Recent management of ureteric obstruction has involved the placement of ureteric stents. These were first described in humans and are currently used for the management of people following ureteroscopy and lithotripsy and following renal transplantation. Previous experience of placing ureteric stents was associated with a relatively high rate of complications in particular dysuria post-operatively.

Therefore, a novel device was developed. The subcutaneous ureteric bypass (SUB) device is an extra-anatomic device, which consists of a pigtail nephrostomy catheter connected to a cystostomy tube via a subcutaneous port.

Pre-operatively, haematology, biochemistry, urinalysis and stabilisation of the cat is performed as routine. Abdominal ultrasound is used to document the obstruction and to measure the size of the renal pelvis; the diameter of the pelvis needs to be more than 5mm to allow the locking loop of the nephrostomy tube to sit in the pelvis. Also, cats who have chronic renal failure and no evidence of an obstruction or renal pelvis dilatation are not candidates and so ultrasound is important for case selection. If there is any doubt in the diagnosis, an antegrade pyelogram can be performed, although it is not performed routinely prior to SUB placement.

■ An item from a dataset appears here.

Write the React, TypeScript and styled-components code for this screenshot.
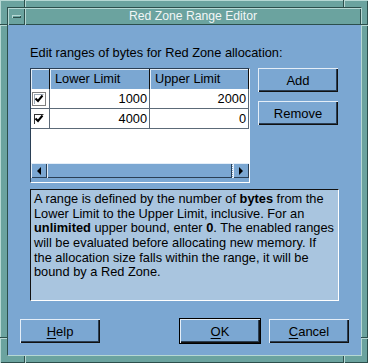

Post-operative care is as for any animal with ureteric obstruction whereby fluid ins and outs are monitored. It is not necessary to place urethral catheters unless urine output measurement is essential.

Complications include leakage, tube obstruction and infection. In addition, it is impossible in some cats to detect if there is severe underlying renal failure pre-operatively as the cats are already azotaemic as a result of the obstruction.

We have been placing these devices for 5 years and found initially there was a steep learning curve. Overall, we have found a median survival time of over 500 days and cats have a good quality of life.

Nicola Kulendra

BVetMed (Hons) MVetMed CertVDI DipECVS MRCVS European Specialist in Small Animal Surgery

Nicola graduated from The Royal Veterinary College in 2006 and worked for 12 months in general practice. She returned to the RVC in 2007 as Junior Clinical Training Scholar (intern). After another year in practice in Caterham she obtained the position of a Senior Clinical Training Scholar (Resident) in Small Animal Surgery in 2009. Nicola passed the board certifying examination of the European College of Veterinary Surgeons (ECVS) in 2013 and is now a European Specialist in Small Animal Surgery. She has also completed a clinical masters programme (MVetMed) and obtained her certificate in Veterinary Diagnostic Imaging (CertVDI) in 2011.